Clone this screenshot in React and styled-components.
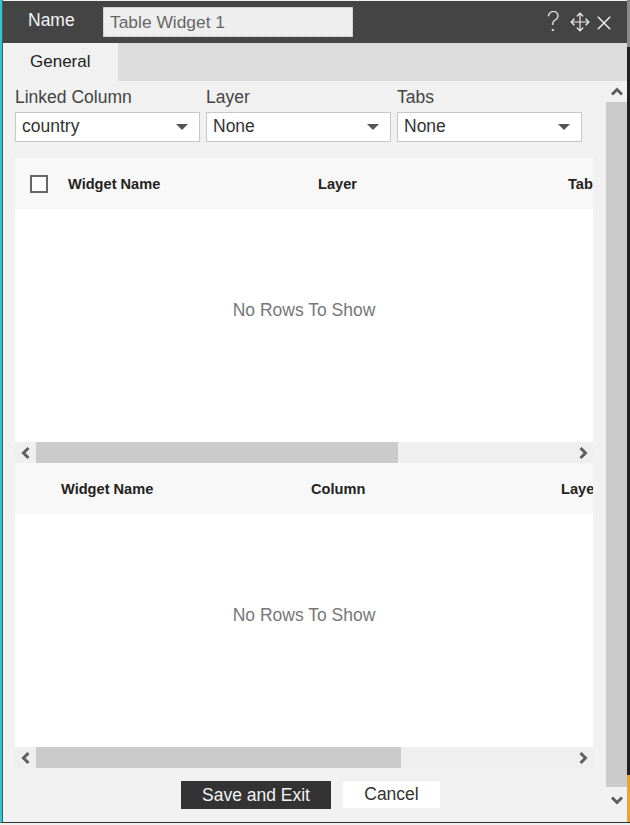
import React from "react";
import styled, { createGlobalStyle } from "styled-components";

const GlobalStyle = createGlobalStyle`
  html, body {
    margin: 0;
    padding: 0;
    background: #f1f1f1;
    font-family: "Liberation Sans", Arial, sans-serif;
  }
`;

function Chevron({ dir }) {
  const paths = {
    up: "M2 9.5 L7 4.5 L12 9.5",
    down: "M2 4.5 L7 9.5 L12 4.5",
    left: "M9.5 2 L4.5 7 L9.5 12",
    right: "M4.5 2 L9.5 7 L4.5 12",
  };
  return (
    <svg width="14" height="14" viewBox="0 0 14 14">
      <path d={paths[dir]} fill="none" stroke="#5f5f5f" strokeWidth="3" />
    </svg>
  );
}

function Select({ value }) {
  return (
    <SelectBox>
      <span>{value}</span>
      <Caret />
    </SelectBox>
  );
}

function Grid({ columns, checkbox, thumb }) {
  return (
    <GridWrap>
      <GridHead $checkbox={checkbox}>
        {checkbox && <CheckBox />}
        {columns.map((c) => (
          <HeadCell key={c}>{c}</HeadCell>
        ))}
      </GridHead>
      <GridBody>No Rows To Show</GridBody>
      <HScroll>
        <ArrowButton>
          <Chevron dir="left" />
        </ArrowButton>
        <HTrack>
          <HThumb $width={thumb} />
        </HTrack>
        <ArrowButton>
          <Chevron dir="right" />
        </ArrowButton>
      </HScroll>
    </GridWrap>
  );
}

export default function App() {
  return (
    <>
      <GlobalStyle />
      <Window>
        <TitleBar>
          <TitleLabel>Name</TitleLabel>
          <NameInput>Table Widget 1</NameInput>
          <TitleIcons>
            <HelpMark>?</HelpMark>
            <svg width="20" height="20" viewBox="0 0 20 20">
              <path
                d="M10 2 L10 18 M2 10 L18 10"
                fill="none"
                stroke="#f3e6ee"
                strokeWidth="1.2"
              />
              <path
                d="M6.8 4.4 L10 1.2 L13.2 4.4 M6.8 15.6 L10 18.8 L13.2 15.6 M4.4 6.8 L1.2 10 L4.4 13.2 M15.6 6.8 L18.8 10 L15.6 13.2"
                fill="none"
                stroke="#f4f4f4"
                strokeWidth="1.3"
              />
            </svg>
            <CloseIcon width="14" height="14" viewBox="0 0 14 14">
              <path d="M0.8 0.8 L13.2 13.2 M13.2 0.8 L0.8 13.2" fill="none" stroke="#f2f2f2" strokeWidth="1.4" />
            </CloseIcon>
          </TitleIcons>
        </TitleBar>
        <TabStrip>
          <ActiveTab>General</ActiveTab>
        </TabStrip>
        <Body>
          <Content>
            <Fields>
              <Field>
                <FieldLabel>Linked Column</FieldLabel>
                <Select value="country" />
              </Field>
              <Field>
                <FieldLabel>Layer</FieldLabel>
                <Select value="None" />
              </Field>
              <Field>
                <FieldLabel>Tabs</FieldLabel>
                <Select value="None" />
              </Field>
            </Fields>
            <Grid columns={["Widget Name", "Layer", "Tab"]} checkbox thumb={362} />
            <Grid columns={["Widget Name", "Column", "Laye"]} thumb={365} />
            <Actions>
              <SaveButton>Save and Exit</SaveButton>
              <CancelButton>Cancel</CancelButton>
            </Actions>
          </Content>
          <VScroll>
            <VArrow $height={21}>
              <Chevron dir="up" />
            </VArrow>
            <VThumb />
            <VArrow $height={26}>
              <Chevron dir="down" />
            </VArrow>
          </VScroll>
        </Body>
        <EdgeMark $color="#8a8a8a" $top="-1px" $height="48px" />
        <EdgeMark $color="#f0a32a" $top="775px" $height="47px" />
      </Window>
    </>
  );
}

const Window = styled.div`
  position: relative;
  box-sizing: border-box;
  width: 630px;
  height: 823px;
  padding: 1px 0 0 1px;
  background: #f1f1f1;
  border-left: 2px solid #38c4c8;
  border-right: 3px solid #222;
  border-bottom: 1px solid #333;
  box-shadow: inset 1px 0 0 #555;
  display: flex;
  flex-direction: column;
`;

const TitleBar = styled.div`
  height: 42px;
  flex-shrink: 0;
  background: #444;
  display: flex;
  align-items: center;
  padding: 0 16px 0 25px;
`;

const TitleLabel = styled.div`
  width: 75px;
  color: #f4f4f4;
  font-size: 17.5px;
  margin-top: -4px;
`;

const NameInput = styled.div`
  box-sizing: border-box;
  width: 250px;
  height: 30px;
  line-height: 28px;
  padding-left: 6px;
  background: #eee;
  border: 1px dotted #bbb;
  color: #666;
  font-size: 17.4px;
`;

const TitleIcons = styled.div`
  margin-left: auto;
  display: flex;
  align-items: center;
  gap: 7px;
`;

const HelpMark = styled.span`
  margin-right: 3px;
  color: #e8e8e8;
  font-family: Inter, "Liberation Sans", sans-serif;
  font-size: 27px;
  font-weight: 200;
  line-height: 24px;
`;

const CloseIcon = styled.svg`
  margin-top: 1px;
`;

const TabStrip = styled.div`
  height: 38px;
  flex-shrink: 0;
  background: #dcdcdc;
  display: flex;
`;

const ActiveTab = styled.div`
  width: 115px;
  padding-left: 27px;
  box-sizing: border-box;
  line-height: 38px;
  background: #f1f1f1;
  color: #222;
  font-size: 17px;
`;

const Body = styled.div`
  flex: 1;
  min-height: 0;
  display: flex;
`;

const Content = styled.div`
  width: 603px;
  box-sizing: border-box;
  padding: 0 13px 0 12px;
`;

const Fields = styled.div`
  display: flex;
  gap: 6px;
  padding-top: 7px;
  height: 77px;
  box-sizing: border-box;
`;

const Field = styled.div`
  width: 185px;
`;

const FieldLabel = styled.div`
  color: #444;
  font-size: 17.5px;
  line-height: 18px;
  margin-bottom: 6px;
`;

const SelectBox = styled.div`
  box-sizing: border-box;
  height: 30px;
  background: #fff;
  border: 1px solid #c8c8c8;
  padding: 0 11px 1px 6px;
  color: #333;
  font-size: 17.5px;
  display: flex;
  align-items: center;
  justify-content: space-between;
`;

const Caret = styled.span`
  width: 0;
  height: 0;
  border-left: 6px solid transparent;
  border-right: 6px solid transparent;
  border-top: 6px solid #555;
`;

const GridWrap = styled.div`
  width: 578px;
`;

const GridHead = styled.div`
  height: 51px;
  box-sizing: border-box;
  background: #f8f8f8;
  display: flex;
  align-items: center;
  overflow: hidden;
  padding-left: ${(p) => (p.$checkbox ? "15px" : "46px")};
`;

const CheckBox = styled.div`
  box-sizing: border-box;
  flex-shrink: 0;
  width: 18px;
  height: 18px;
  margin-right: 20px;
  background: #fff;
  border: 2px solid #666;
`;

const HeadCell = styled.div`
  flex: 0 0 250px;
  color: #222;
  font-size: 14.6px;
  font-weight: 700;
  &:last-child {
    flex-basis: auto;
  }
`;

const GridBody = styled.div`
  box-sizing: border-box;
  height: 233px;
  padding-bottom: 31px;
  background: #fff;
  color: #777;
  font-size: 17.5px;
  display: flex;
  align-items: center;
  justify-content: center;
`;

const HScroll = styled.div`
  height: 21px;
  background: #efefef;
  display: flex;
`;

const ArrowButton = styled.div`
  width: 21px;
  flex-shrink: 0;
  display: flex;
  align-items: center;
  justify-content: center;
`;

const HTrack = styled.div`
  flex: 1;
`;

const HThumb = styled.div`
  height: 100%;
  width: ${(p) => p.$width}px;
  background: #cbcbcb;
`;

const Actions = styled.div`
  display: flex;
  justify-content: center;
  gap: 12px;
  padding-top: 13px;
  margin-left: 13px;
`;

const SaveButton = styled.div`
  width: 150px;
  height: 28px;
  line-height: 28px;
  text-align: center;
  background: #333;
  color: #f4f4f4;
  font-size: 17.5px;
`;

const CancelButton = styled.div`
  width: 97px;
  height: 27px;
  line-height: 26px;
  text-align: center;
  background: #fff;
  color: #333;
  font-size: 17.5px;
`;

const VScroll = styled.div`
  width: 21px;
  padding-bottom: 9px;
  display: flex;
  flex-direction: column;
`;

const VArrow = styled.div`
  height: ${(p) => p.$height}px;
  flex-shrink: 0;
  display: flex;
  align-items: center;
  justify-content: center;
`;

const VThumb = styled.div`
  flex: 1;
  background: #cbcbcb;
`;

const EdgeMark = styled.div`
  position: absolute;
  right: -3px;
  top: ${(p) => p.$top};
  width: 3px;
  height: ${(p) => p.$height};
  background: ${(p) => p.$color};
`;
####
## PROBLEM DETAILS
State the number of lines holding the word "React" in the listing. Add nothing else.

## RESPONSE BELOW
2